One Convincing Reason to Stop Investing Right Now Even If Stocks Are ‘On Sale’
One upside of the market downturn the economy is experiencing right now amidst the coronavirus pandemic is that one can buy more shares for their buck. However, not everyone is recommended to continue investing in the stock market at this time.
People who don’t have a lot of liquid cash right now are discouraged from continuing to use the money they currently have on stocks. This would prevent them from running short in the event that they lose their job. Instead, financial expert Ramit Sethi recommends people to focus their attention on and be more aggressive on building their emergency savings.
Speaking in one of his ‘fireside chats’ online, he said that money set aside for emergencies should be able to ferry an individual for a year considering the current events going on. This means pausing investing and even 401(k) or Roth IRA contributions.
Sethi’s current advice is a departure from his previous advocacy for investing. In fact, he even encouraged people to do so early in his book ‘I Will Teach You To Be Rich’. He also recommended readers put their extra money in a retirement account. But he is now tailoring his tips to better equip people for a potential recession as some experts are predicting in the near future. This means prioritizing one’s financial security over the returns they can get if they choose to buy stocks ‘on sale’ when prices are down with the rest of the economy.

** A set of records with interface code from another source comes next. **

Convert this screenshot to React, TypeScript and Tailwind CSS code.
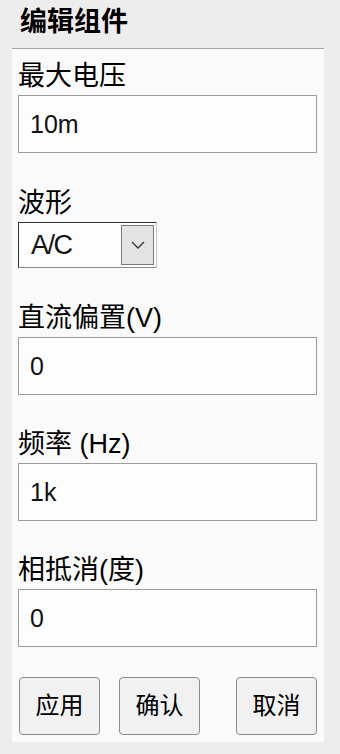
import React from "react";

const Field: React.FC<{ label: string; value: string }> = ({ label, value }) => (
  <div className="flex flex-col">
    <label className="text-[27px] leading-[30px] text-black">{label}</label>
    <input
      readOnly
      defaultValue={value}
      className="mt-[4px] h-[58px] w-[299px] border border-[#9c9c9c] bg-[#fdfdfd] pl-[11px] text-[25px] text-[#111] outline-none"
    />
  </div>
);

const App: React.FC = () => {
  return (
    <div className="min-h-[754px] w-[340px] bg-[#ededed] font-['Liberation_Sans','Noto_Sans_CJK_SC',sans-serif]">
      {/* Header */}
      <div className="h-[48px] pl-[20px] pt-[6px]">
        <h1 className="text-[27px] font-bold leading-[32px] text-black">编辑组件</h1>
      </div>

      {/* Panel */}
      <div className="ml-[12px] w-[312px] border-t border-[#a6a6a6] bg-[#fafafa] pb-[7px] pl-[6px] pt-[12px]">
        <Field label="最大电压" value="10m" />

        {/* Waveform select */}
        <div className="mt-[35px] flex flex-col">
          <span className="text-[27px] leading-[30px] text-black">波形</span>
          <div className="mt-[4px] flex h-[46px] w-[139px] items-center border-t-[1.5px] border-l-[1.5px] border-b border-r border-t-[#333] border-l-[#333] border-b-[#8a8a8a] border-r-[#c8c8c8] bg-[#fdfdfd]">
            <span className="flex-1 pl-[12px] text-[27px] tracking-[-1.5px] text-[#111]">A/C</span>
            <div className="mr-[2px] flex h-[40px] w-[33px] items-center justify-center border border-[#7a7a7a] bg-[#e3e3e3]">
              <svg width="14" height="8" viewBox="0 0 14 8" fill="none">
                <path d="M1 1l6 6 6-6" stroke="#333" strokeWidth="1.3" />
              </svg>
            </div>
          </div>
        </div>

        <div className="mt-[35px]">
          <Field label="直流偏置(V)" value="0" />
        </div>
        <div className="mt-[34px]">
          <Field label="频率 (Hz)" value="1k" />
        </div>
        <div className="mt-[34px]">
          <Field label="相抵消(度)" value="0" />
        </div>

        {/* Buttons */}
        <div className="mt-[30px] flex">
          <button className="ml-[1px] h-[58px] w-[81px] rounded-[4px] border border-[#8c8c8c] bg-[#f1f1f1] text-[24px] text-black">
            应用
          </button>
          <button className="ml-[19px] h-[58px] w-[81px] rounded-[4px] border border-[#8c8c8c] bg-[#f1f1f1] text-[24px] text-black">
            确认
          </button>
          <button className="ml-[36px] h-[58px] w-[81px] rounded-[4px] border border-[#8c8c8c] bg-[#f1f1f1] text-[24px] text-black">
            取消
          </button>
        </div>
      </div>
    </div>
  );
};

export default App;
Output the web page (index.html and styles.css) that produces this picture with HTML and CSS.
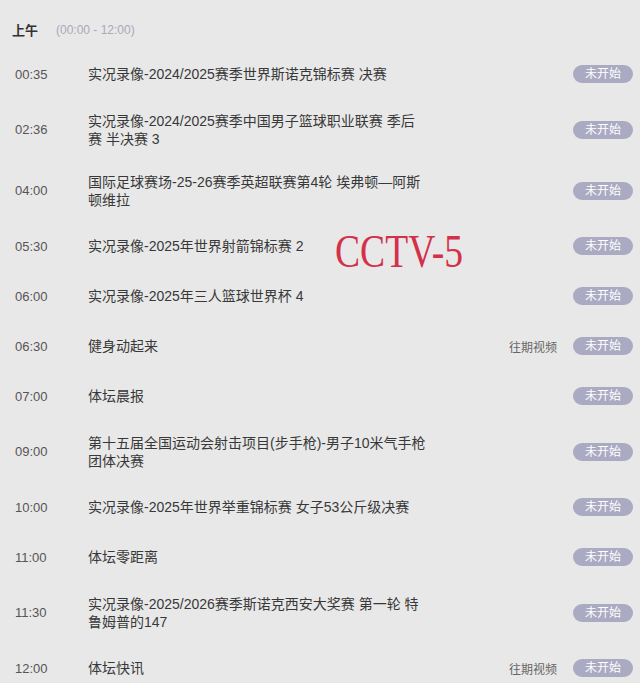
FILE: index.html
```html
<!DOCTYPE html>
<html lang="zh-CN">
<head>
<meta charset="utf-8">
<link rel="stylesheet" href="styles.css">
</head>
<body>
<div class="page">
  <div class="period">
    <span class="period-name">上午</span>
    <span class="period-range">(00:00 - 12:00)</span>
  </div>
  <ul class="list">
    <li class="row"><span class="time">00:35</span><span class="title">实况录像-2024/2025赛季世界斯诺克锦标赛 决赛</span><span class="extra"></span><span class="badge">未开始</span></li>
    <li class="row"><span class="time">02:36</span><span class="title">实况录像-2024/2025赛季中国男子篮球职业联赛 季后赛 半决赛 3</span><span class="extra"></span><span class="badge">未开始</span></li>
    <li class="row"><span class="time">04:00</span><span class="title">国际足球赛场-25-26赛季英超联赛第4轮 埃弗顿—阿斯顿维拉</span><span class="extra"></span><span class="badge">未开始</span></li>
    <li class="row"><span class="time">05:30</span><span class="title">实况录像-2025年世界射箭锦标赛 2</span><span class="extra"></span><span class="badge">未开始</span></li>
    <li class="row"><span class="time">06:00</span><span class="title">实况录像-2025年三人篮球世界杯 4</span><span class="extra"></span><span class="badge">未开始</span></li>
    <li class="row"><span class="time">06:30</span><span class="title">健身动起来</span><span class="extra">往期视频</span><span class="badge">未开始</span></li>
    <li class="row"><span class="time">07:00</span><span class="title">体坛晨报</span><span class="extra"></span><span class="badge">未开始</span></li>
    <li class="row"><span class="time">09:00</span><span class="title">第十五届全国运动会射击项目(步手枪)-男子10米气手枪团体决赛</span><span class="extra"></span><span class="badge">未开始</span></li>
    <li class="row"><span class="time">10:00</span><span class="title">实况录像-2025年世界举重锦标赛 女子53公斤级决赛</span><span class="extra"></span><span class="badge">未开始</span></li>
    <li class="row"><span class="time">11:00</span><span class="title">体坛零距离</span><span class="extra"></span><span class="badge">未开始</span></li>
    <li class="row"><span class="time">11:30</span><span class="title">实况录像-2025/2026赛季斯诺克西安大奖赛 第一轮 特鲁姆普的147</span><span class="extra"></span><span class="badge">未开始</span></li>
    <li class="row"><span class="time">12:00</span><span class="title">体坛快讯</span><span class="extra">往期视频</span><span class="badge">未开始</span></li>
  </ul>
  <div class="watermark">CCTV-5</div>
</div>
</body>
</html>
```
FILE: styles.css
```css
html, body {
  margin: 0;
  padding: 0;
  background: #e8e8e8;
}
.page {
  position: relative;
  width: 640px;
  height: 683px;
  overflow: hidden;
  font-family: "Liberation Sans", "Noto Sans CJK SC", sans-serif;
  color: #333;
}
.period {
  display: flex;
  align-items: center;
  height: 49px;
  padding: 10px 0 0 12px;
  box-sizing: border-box;
}
.period-name {
  font-size: 13px;
  font-weight: bold;
  color: #333;
  width: 44px;
}
.period-range {
  font-size: 12px;
  color: #a9a9ba;
}
.list {
  list-style: none;
  margin: 0;
  padding: 0;
}
.row {
  display: flex;
  align-items: center;
  box-sizing: border-box;
  min-height: 50px;
  padding: 12.5px 7px 12.5px 15px;
}
.time {
  width: 73px;
  flex: none;
  font-size: 13px;
  color: #555;
}
.title {
  width: 339px;
  flex: none;
  font-size: 14px;
  line-height: 18px;
  color: #383838;
}
.extra {
  flex: 1;
  text-align: right;
  font-size: 12px;
  color: #666;
  padding-right: 16px;
}
.badge {
  flex: none;
  width: 60px;
  height: 18px;
  line-height: 18px;
  border-radius: 9px;
  background: #aaaac2;
  color: #fff;
  font-size: 12px;
  text-align: center;
}
.watermark {
  position: absolute;
  left: 335px;
  top: 226px;
  font-family: "Liberation Serif", serif;
  font-size: 47px;
  line-height: 50px;
  color: #d4304a;
  transform: scaleX(0.8);
  transform-origin: left top;
  white-space: nowrap;
}
```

He also gave some practical tips for building an emergency fund. The process requires a person to calculate how much their bare minimum expenses for a month would and then multiplying the amount by 12. The total number is how much should be kept in the fund.
Keeping with the Plan
Meanwhile, those who do have the cash to spare should carry on with their current investment plan. Although nobody can really tell for sure whether the market is going up or down, missing out on the great deals available right now can mean not being able to enjoy the maximum profits one can get at the moment. In the end, long-term investors should not panic seeing their previous investments decrease in value as they can handle volatility in the long run.